The solution to Question 5 tells us that the number of cards in a Cobble deck must be an integer of the form \(n^2 -n +1\), where \(n\) is a positive integer. In Questions 1 and 2 we showed that the smallest \(n\) for which there is a Cobble deck is \(n = 3\). Cobble decks are known to exist when \(n = p^k + 1\) where \(p\) is a prime number and \(k\) is a positive integer. It is conjectured that these are the only possible values of \(n\) for which a Cobble deck exists, but very little has been proven about the nonexistence of Cobble decks.
It is known that Cobble decks do not exist for \(n = 7\) and \(n = 11\), but that’s it! The smallest number for which this question is unsettled is \(n = 13\), which corresponds to a Cobble deck with \(13^2 - 13 + 1 = 157\) cards.

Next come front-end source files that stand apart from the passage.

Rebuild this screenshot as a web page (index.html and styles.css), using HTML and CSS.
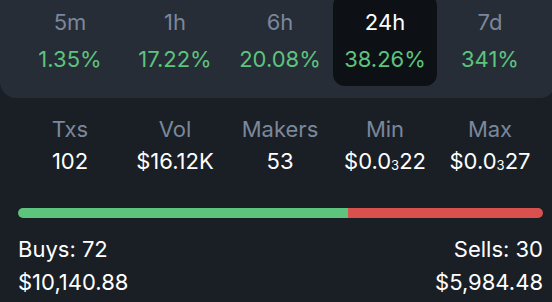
FILE: index.html
```html
<!DOCTYPE html>
<html>
<head>
<meta charset="utf-8">
<link rel="stylesheet" href="styles.css">
</head>
<body>
<div class="panel">
  <div class="grid">
    <div class="tab"><div class="lbl">5m</div><div class="pct">1.35%</div></div>
    <div class="tab"><div class="lbl">1h</div><div class="pct">17.22%</div></div>
    <div class="tab"><div class="lbl">6h</div><div class="pct">20.08%</div></div>
    <div class="tab active"><div class="lbl">24h</div><div class="pct">38.26%</div></div>
    <div class="tab"><div class="lbl">7d</div><div class="pct">341%</div></div>
  </div>
</div>
<div class="grid stats">
  <div class="stat"><div class="lbl">Txs</div><div class="val">102</div></div>
  <div class="stat"><div class="lbl">Vol</div><div class="val">$16.12K</div></div>
  <div class="stat"><div class="lbl">Makers</div><div class="val">53</div></div>
  <div class="stat"><div class="lbl">Min</div><div class="val">$0.0<sub>3</sub>22</div></div>
  <div class="stat"><div class="lbl">Max</div><div class="val">$0.0<sub>3</sub>27</div></div>
</div>
<div class="bar"><div class="buy" style="width:62.9%"></div><div class="sell"></div></div>
<div class="footer">
  <div class="side"><div>Buys: 72</div><div>$10,140.88</div></div>
  <div class="side right"><div>Sells: 30</div><div>$5,984.48</div></div>
</div>
</body>
</html>
```
FILE: styles.css
```css
html, body {
  margin: 0;
  padding: 0;
  background: #1a1f26;
  width: 552px;
  height: 302px;
  overflow: hidden;
  font-family: Inter, "Noto Sans", sans-serif;
  font-size: 22px;
  color: #ffffff;
}
.panel {
  background: #262d36;
  height: 98px;
  width: 556px;
  border-radius: 0 0 16px 16px;
}
.grid {
  display: grid;
  grid-template-columns: repeat(5, 104px);
  column-gap: 1px;
  padding-left: 18px;
}
.tab {
  display: flex;
  flex-direction: column;
  align-items: center;
  margin-top: -6px;
  padding: 13px 0 12px;
  border-radius: 12px;
}
.tab.active {
  background: #0d1115;
}
.lbl {
  color: #7b879b;
  line-height: 30px;
  text-align: center;
}
.tab.active .lbl {
  color: #ffffff;
}
.pct {
  color: #5cc47d;
  line-height: 30px;
  margin-top: 7px;
}
.stats {
  margin-top: 16px;
}
.stat {
  display: flex;
  flex-direction: column;
  align-items: center;
}
.val {
  line-height: 30px;
  margin-top: 2px;
  color: #ffffff;
}
.val sub {
  font-size: 13px;
  vertical-align: baseline;
  position: relative;
  top: 1px;
}
.bar {
  display: flex;
  margin: 29px 9px 0 18px;
  height: 10px;
  border-radius: 5px;
  overflow: hidden;
}
.buy {
  background: #5cc47d;
}
.sell {
  flex: 1;
  background: #d9514f;
}
.footer {
  display: flex;
  justify-content: space-between;
  margin: 15px 9px 0 18px;
  line-height: 33px;
}
.right {
  text-align: right;
}
```
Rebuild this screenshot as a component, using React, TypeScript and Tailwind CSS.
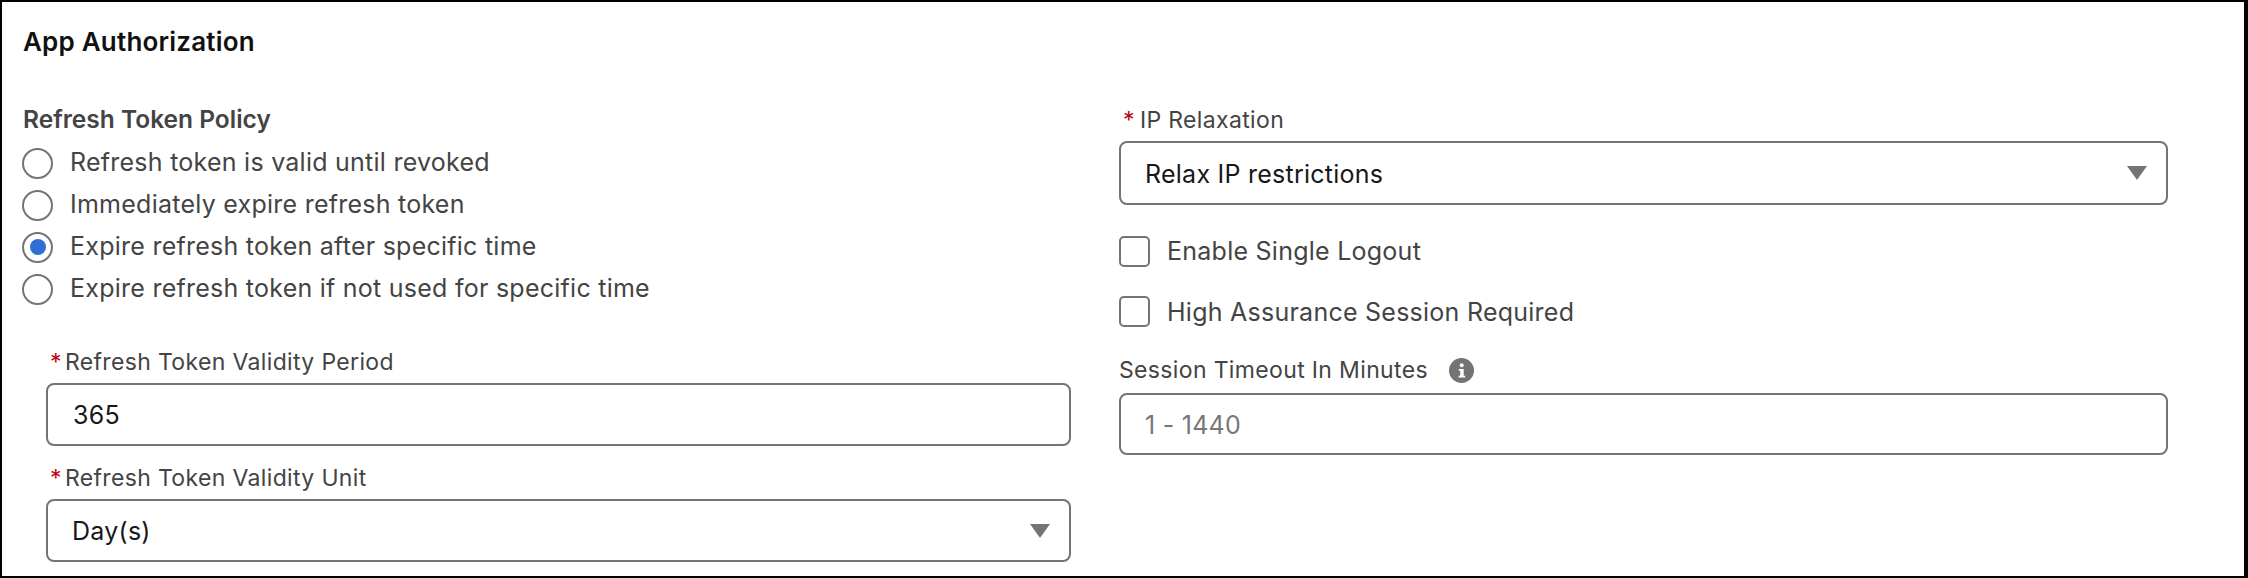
import React from 'react'

const radios = [
  { label: 'Refresh token is valid until revoked', checked: false },
  { label: 'Immediately expire refresh token', checked: false },
  { label: 'Expire refresh token after specific time', checked: true },
  { label: 'Expire refresh token if not used for specific time', checked: false },
]

const Star = () => <abbr className="text-[#ba0517] no-underline">*</abbr>

const Caret = () => (
  <svg className="absolute right-[19px] top-1/2 -translate-y-1/2" width="20" height="14" viewBox="0 0 20 14" aria-hidden="true">
    <path d="M0 0h20L10 14z" fill="#747474" />
  </svg>
)

const Field: React.FC<{ text: string; height: string; pad: string; select?: boolean; placeholder?: boolean }> = ({ text, height, pad, select, placeholder }) => (
  <div className={`relative flex items-center border-2 border-[#747474] rounded-lg bg-white text-[25px] tracking-[0.25px] pt-[3px] ${height} ${pad} ${placeholder ? 'text-[#777777]' : 'text-[#181818]'}`}>
    {text}
    {select && <Caret />}
  </div>
)

const Checkbox: React.FC<{ label: string; className: string }> = ({ label, className }) => (
  <label className={`flex items-center text-[25px] tracking-[0.25px] text-[#444444] ${className}`}>
    <span className="w-[31px] h-[31px] border-2 border-[#747474] rounded-[5px] bg-white shrink-0" />
    <span className="ml-[17px] pt-[2px]">{label}</span>
  </label>
)

const App: React.FC = () => {
  return (
    <div className="w-[2248px] h-[578px] bg-white border-t-2 border-l-2 border-b-2 border-r-4 border-black overflow-hidden font-['Inter','Liberation_Sans',sans-serif]">
      <h2 className="mt-[24px] ml-[21px] h-[32px] leading-[32px] text-[26px] tracking-[0.2px] font-semibold text-[#111111]">App Authorization</h2>
      <div className="flex mt-[46px]">
        {/* left column */}
        <div className="w-[1098px] shrink-0">
          <div className="ml-[21px] h-[30px] leading-[30px] text-[24.5px] font-semibold text-[#444444]">Refresh Token Policy</div>
          <div className="ml-[20px] mt-[8px]">
            {radios.map(r => (
              <label key={r.label} className="flex items-center h-[42px] text-[25px] tracking-[0.25px] text-[#444444]">
                <span className="flex items-center justify-center w-[31px] h-[31px] border-2 border-[#747474] rounded-full bg-white shrink-0">
                  {r.checked && <span className="w-[16px] h-[16px] rounded-full bg-[#2f70d2]" />}
                </span>
                <span className="ml-[17px]">{r.label}</span>
              </label>
            ))}
          </div>
          <div className="ml-[44px] w-[1025px]">
            <div className="mt-[36px] pl-[4px] h-[32px] leading-[32px] text-[23px] tracking-[0.35px] text-[#444444]"><Star /><span className="ml-[3px]">Refresh Token Validity Period</span></div>
            <div className="mt-[5px]"><Field text="365" height="h-[63px]" pad="pl-[25px]" /></div>
            <div className="mt-[16px] pl-[4px] h-[32px] leading-[32px] text-[23px] tracking-[0.35px] text-[#444444]"><Star /><span className="ml-[3px]">Refresh Token Validity Unit</span></div>
            <div className="mt-[5px]"><Field text="Day(s)" height="h-[63px]" pad="pl-[24px]" select /></div>
          </div>
        </div>
        {/* right column */}
        <div className="ml-[19px] w-[1049px] shrink-0">
          <div className="h-[32px] leading-[32px] text-[23px] tracking-[0.35px] text-[#444444]"><span className="ml-[4px]"><Star /></span><span className="ml-[5px]">IP Relaxation</span></div>
          <div className="mt-[5px]"><Field text="Relax IP restrictions" height="h-[64px]" pad="pl-[24px]" select /></div>
          <Checkbox label="Enable Single Logout" className="mt-[30px] h-[32px]" />
          <Checkbox label="High Assurance Session Required" className="mt-[29px] h-[31px]" />
          <div className="mt-[27px] h-[32px] flex items-center text-[23px] tracking-[0.35px] text-[#444444]">
            <span>Session Timeout In Minutes</span>
            <svg className="ml-[21px]" width="25" height="25" viewBox="0 0 25 25" aria-hidden="true">
              <circle cx="12.5" cy="12.5" r="12.5" fill="#747474" />
              <circle cx="12.7" cy="7.3" r="2" fill="#fff" />
              <path d="M9.8 11h4.9v6.8h1.5v1.8H9.6v-1.8h1.6v-5H9.8z" fill="#fff" />
            </svg>
          </div>
          <div className="mt-[7px]"><Field text="1 - 1440" height="h-[62px]" pad="pl-[24px]" placeholder /></div>
        </div>
      </div>
    </div>
  )
}

export default App
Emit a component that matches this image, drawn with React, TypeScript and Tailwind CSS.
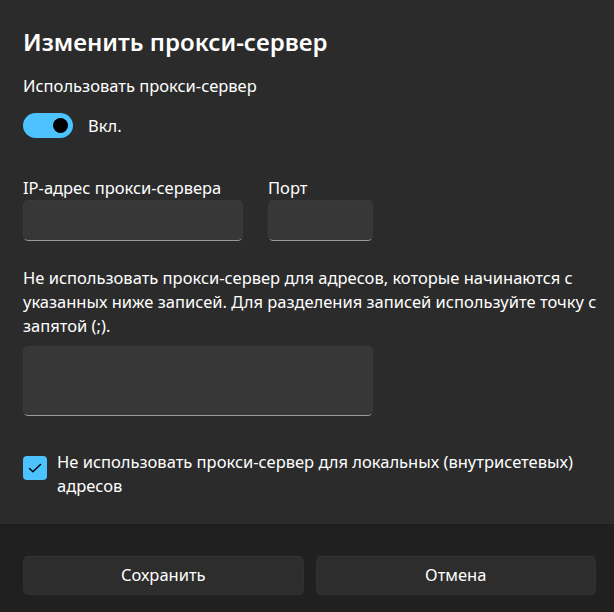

The game of Dobble (also known as Spot It) is played with what is almost a Cobble deck. The deck consists of cards, each with \(8\) symbols, and almost with each symbol appearing on \(8\) cards. If a Dobble deck were a Cobble deck, there would be \(8^2 - 8 +1 = 57\) cards in the deck. Inexplicably, there are only \(55\) cards in a Dobble deck. Go figure!